Many of the still exposed bodies were given a proper burial by a number of Black workmen who erected a fence around the burial ground and an archway, emblazoned with “Martyrs of the Race Course,” Blight’s research indicates. After that, several efforts to memorialize the dead ensued, including a massive parade of 10,000 people on the site of the race course and another march on May 1, led by a procession of 3,000 Black school children singing “John Brown’s Body,” a processional honoring the famed abolitionist.
Blight details the scenes that followed:
The children were followed by several hundred black women with baskets of flowers, wreaths and crosses. Then came black men marching in cadence, followed by contingents of Union infantry and other black and white citizens. As many as possible gathering in the cemetery enclosure; a childrens’ choir sang “We’ll Rally around the Flag,” the “Star-Spangled Banner,” and several spirituals before several black ministers read from scripture.

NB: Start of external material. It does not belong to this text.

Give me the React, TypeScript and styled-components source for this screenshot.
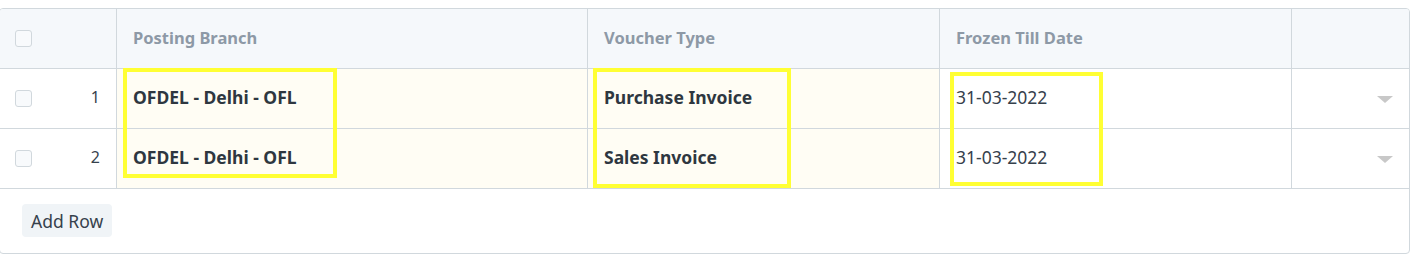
import styled, { createGlobalStyle } from "styled-components";

const Global = createGlobalStyle`
  body {
    margin: 0;
    background: #ffffff;
    font-family: "Noto Sans", "Open Sans", sans-serif;
  }
`;

const COLS = "117px 471px 352px 352px 1fr";

const Page = styled.div`
  position: relative;
  padding-top: 8px;
  height: 262px;
  box-sizing: border-box;
  overflow: hidden;
`;

const Grid = styled.div`
  margin-left: -1px;
  width: 1411px;
  border: 1px solid #d1d8dd;
  border-radius: 4px;
  box-sizing: border-box;
  overflow: hidden;
`;

const Row = styled.div<{ $head?: boolean }>`
  display: grid;
  grid-template-columns: ${COLS};
  height: 60px;
  border-bottom: 1px solid #d1d8dd;
  background: ${(p) => (p.$head ? "#f5f8fb" : "#ffffff")};
  box-sizing: border-box;
`;

const Cell = styled.div<{ $tint?: boolean; $last?: boolean }>`
  display: flex;
  align-items: center;
  padding: 0 16px 3px;
  border-right: ${(p) => (p.$last ? "none" : "1px solid #d1d8dd")};
  background: ${(p) => (p.$tint ? "#fffdf4" : "transparent")};
  font-size: 17.5px;
  color: #36414c;
  white-space: nowrap;
`;

const HeadText = styled.span`
  font-size: 16.5px;
  font-weight: 700;
  color: #8d99a6;
`;

const Strong = styled.span`
  font-weight: 700;
  color: #2e3740;
`;

const IndexCell = styled(Cell)`
  justify-content: space-between;
  padding: 0 16px 0 15px;
`;

const Check = styled.span`
  width: 15px;
  height: 15px;
  border: 1px solid #d1d8dd;
  border-radius: 3px;
  background: #f8fafc;
`;

const Num = styled.span`
  color: #36414c;
  font-size: 16px;
  margin-bottom: 3px;
`;

const Caret = styled.span`
  margin-left: auto;
  margin-top: 4px;
  width: 0;
  height: 0;
  border-left: 8px solid transparent;
  border-right: 8px solid transparent;
  border-top: 7px solid #c8c8c8;
`;

const Footer = styled.div`
  height: 64px;
  padding: 15px 0 0 22px;
  box-sizing: border-box;
`;

const AddButton = styled.button`
  height: 33px;
  padding: 0 9px;
  border: none;
  border-radius: 4px;
  background: #f0f4f7;
  color: #36414c;
  font-family: inherit;
  font-size: 17.5px;
`;

const Mark = styled.div`
  position: absolute;
  border: 4px solid #ffff33;
  box-sizing: border-box;
  pointer-events: none;
`;

const rows = [
  { n: 1, branch: "OFDEL - Delhi - OFL", type: "Purchase Invoice", date: "31-03-2022" },
  { n: 2, branch: "OFDEL - Delhi - OFL", type: "Sales Invoice", date: "31-03-2022" },
];

export default function App() {
  return (
    <Page>
      <Global />
      <Grid>
        <Row $head>
          <IndexCell>
            <Check />
          </IndexCell>
          <Cell>
            <HeadText>Posting Branch</HeadText>
          </Cell>
          <Cell>
            <HeadText>Voucher Type</HeadText>
          </Cell>
          <Cell>
            <HeadText>Frozen Till Date</HeadText>
          </Cell>
          <Cell $last />
        </Row>
        {rows.map((r) => (
          <Row key={r.n}>
            <IndexCell>
              <Check />
              <Num>{r.n}</Num>
            </IndexCell>
            <Cell $tint>
              <Strong>{r.branch}</Strong>
            </Cell>
            <Cell $tint>
              <Strong>{r.type}</Strong>
            </Cell>
            <Cell>{r.date}</Cell>
            <Cell $last>
              <Caret />
            </Cell>
          </Row>
        ))}
        <Footer>
          <AddButton type="button">Add Row</AddButton>
        </Footer>
      </Grid>
      <Mark style={{ left: 123, top: 68, width: 214, height: 110 }} />
      <Mark style={{ left: 593, top: 68, width: 198, height: 120 }} />
      <Mark style={{ left: 950, top: 72, width: 153, height: 114 }} />
    </Page>
  );
}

The parade dispersed, giving way to picnics and social gatherings—the very stuff we now recognize as the lifeblood of Memorial Day. These were the nascent beginnings of the annual celebration, first christened as a nationally recognized observance two years later, in 1868. The day’s roots as a tribute paid by the recently freed Black men and women of the south have been erased by over a century of objections from ancestors of Confederate families. But retracing the very first efforts to memorialize the Civil War’s dead tells a different story.